Notons également Saint-Affrique, Tournemire, Villefranche-de-Rouergue, Saint-Martin-de-Lenne et Rodez, Olemps.

 

 

Cartairade

 

La raison d’être du y de Cartayrade est la nécessité d’engager à la prononciation du i : Cartaïrade.

CARTAIRADE gardois garde son i phonétique au risque d’engager la prononciation Cartérade pour les personnes qui ne sont pas de la région.

On dira que Cartairade est gardois dans la mesure où, bien moins connu (une centaine sur le plan national), il a sa plus grande fréquence dans le Gard :

45 naissances pour le Gard, 23 pour l’Hérault et 13 pour l’Aveyron.

Dans le Gard, ses principaux foyers de fréquence  sont Nîmes, Lanuéjols, Arre et Le Vigan.

Le Dictionnaire topographique du département du Gard, d’Eugène Germer-Durand, donne CARTAIRADE dans la commune d’Arre (Mansus de Cartayrade en 1407), signalé comme nom de ferme détruite en 1861.

Le schéma d’expansion des Cartairade et des Cartayrade montre généalogiquement des continuités à l’intérieur d’une même famille qui migre depuis le Lanuéjols gardois jusque dans la vallée de la Dourbie et le Millavois.

 

 

Carteyrade, Carteirade

 

Moins connue encore est la forme avec ey au lieu de ay : 71 naissances sur le plan national au siècle dernier (1891-1990).

Elle est gardoise mais ne se recoupe pas (hormis Nîmes) avec les foyers de fréquence de Cartairade.

Ses principales zones d’extension en sont Nîmes, Alès, Villeneuve-d’Avignon, Crespian et Durfort.

Carteyrade a également sa forme en i : CARTEIRADE.

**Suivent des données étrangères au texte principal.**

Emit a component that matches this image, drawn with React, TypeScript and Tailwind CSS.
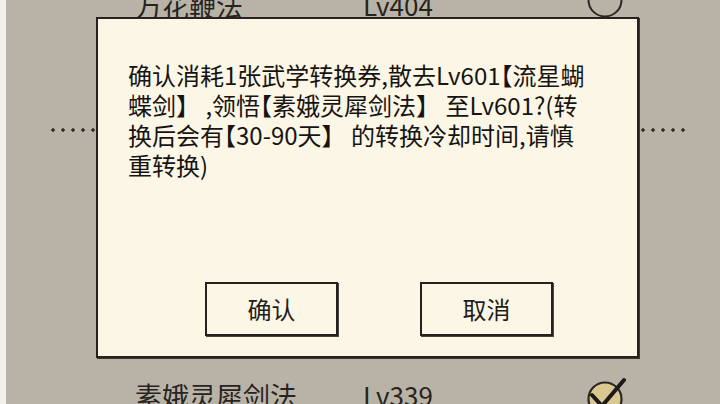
import React from "react";

const cjk = { fontFamily: '"Noto Sans CJK SC", "Noto Sans", sans-serif' };

function EmptyRing() {
  return (
    <svg width="36" height="36" viewBox="0 0 36 36" className="overflow-visible">
      <circle cx="18" cy="18" r="16.5" fill="#b9b3a7" stroke="#2a2724" strokeWidth="2" />
    </svg>
  );
}

function CheckedRing() {
  return (
    <svg width="36" height="36" viewBox="0 0 36 36" className="overflow-visible">
      <circle cx="18" cy="18" r="16.5" fill="#d9c88f" stroke="#2a2724" strokeWidth="2.2" />
      <path
        d="M5 14 L15 25 L37 -1"
        fill="none"
        stroke="#1d1b19"
        strokeWidth="4"
        strokeLinecap="round"
        strokeLinejoin="round"
      />
    </svg>
  );
}

function Row({
  name,
  level,
  checked,
  className,
  textClass,
}: {
  name: string;
  level: string;
  checked: boolean;
  className: string;
  textClass: string;
}) {
  return (
    <div className={`flex h-[40px] items-center pl-[129px] text-[#27241f] ${className}`}>
      <span className={`w-[228px] text-[27px] leading-none ${textClass}`}>{name}</span>
      <span className={`w-[224px] text-[26px] leading-none ${textClass}`}>{level}</span>
      <span className="flex w-[36px] items-center justify-center">
        {checked ? <CheckedRing /> : <EmptyRing />}
      </span>
    </div>
  );
}

function Button({ label }: { label: string }) {
  return (
    <button className="flex h-[54px] w-[133px] items-center justify-center border-2 border-[#24211e] bg-[#fcf6e6] text-[24px] leading-none text-[#1f1d1a] shadow-[1px_1px_0_#4a4640]">
      {label}
    </button>
  );
}

// opening bracket set half-width, as the dialog font draws it
function Open() {
  return <span className="[font-feature-settings:'halt']">【</span>;
}

export default function App() {
  return (
    <div className="relative flex h-[404px] w-[720px] overflow-hidden bg-[#b9b3a7]" style={cjk}>
      <div className="w-[6px] shrink-0 bg-[#f2f0eb]" />

      <div className="flex flex-1 flex-col">
        <Row name="万花鞭法" level="Lv404" checked={false} className="-mt-[20px]" textClass="mt-[10px]" />
        <div className="mt-[108px] ml-[42px] mr-[34px] h-[4px] bg-[radial-gradient(circle,#2f2c28_1.4px,transparent_2px)] bg-[length:10px_4px] bg-repeat-x" />
        <Row name="素娥灵犀剑法" level="Lv339" checked className="mt-auto -mb-[15px]" textClass="mb-[8px]" />
      </div>

      <div className="absolute left-[96px] top-[17px] flex h-[341px] w-[543px] flex-col border-2 border-[#26231f] bg-[#fcf6e6] shadow-[1px_1px_0_#3b3732]">
        <div className="pl-[30px] pt-[41px] text-[24px] leading-[30px] text-[#151412]">
          <div className="whitespace-pre">
            确认消耗1张武学转换券,散去Lv601<Open />流星蝴
          </div>
          <div className="whitespace-pre">
            蝶剑】 ,领悟<Open />素娥灵犀剑法】 至Lv601?(转
          </div>
          <div className="whitespace-pre">
            换后会有<Open />30-90天】 的转换冷却时间,请慎
          </div>
          <div className="whitespace-pre">重转换)</div>
        </div>
        <div className="mt-auto mb-[20px] flex gap-[82px] pl-[107px]">
          <Button label="确认" />
          <Button label="取消" />
        </div>
      </div>
    </div>
  );
}
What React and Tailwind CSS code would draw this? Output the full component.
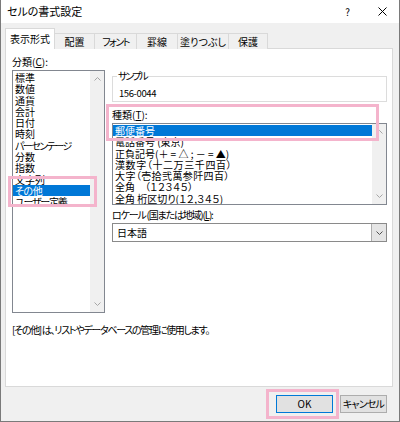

Mais celle-ci est en voie de disparition et ne gardait qu’une infime présence à Avèze et Uzès au siècle dernier (1891-1990), ce qui signifie qu’aujourd'hui la démographie de ce nom s’est pratiquement éteinte en ces lieux.

 

 

Cartalade

 

A quartairada dérivé de quartièr ou quartièra, la toponymie aveyronnaise adjoint la variante quartalada, dérivé de quartal « mesure de grain » et « mesure de superficie »

Il sera difficile d’apprécier des différences de mesure entre l’une et l’autre, aussi bornons-nous à constater les mutations linguistiques dans les limites du champ sémantique des mesures agraires.

Ainsi du dérivé quartalada représenté par le nom de lieu Les CARTALADES, de la commune de Sainte-Croix  (canton de Villefranche-de-Rouergue).

On observe enfin le dérivé occitan quartonada, dérivé de quarton, mesure de grains d’importance modeste et la superficie de terre ensemencée avec cette quantité de céréale. Ainsi le sens de «petit champ» est-il donné par Puech de CARTONADO au nord d’Enguialès (com. du Fel) et Les CARTONADES dans la plaine du Lot au nord d’Ambeyrac.

 

 


 

1. Le français « arpenteur » est un dérivé de « arpent », nom de mesure de surface issu du gaulois arepennum qui désignait déjà une demi-jugère, une superficie de terre labourée en une demi-journée par un attelage de bœufs.  Marc Vaissière signale que le nom d’arpent a été donné en occitan pour désigner le compas d’arpenteur.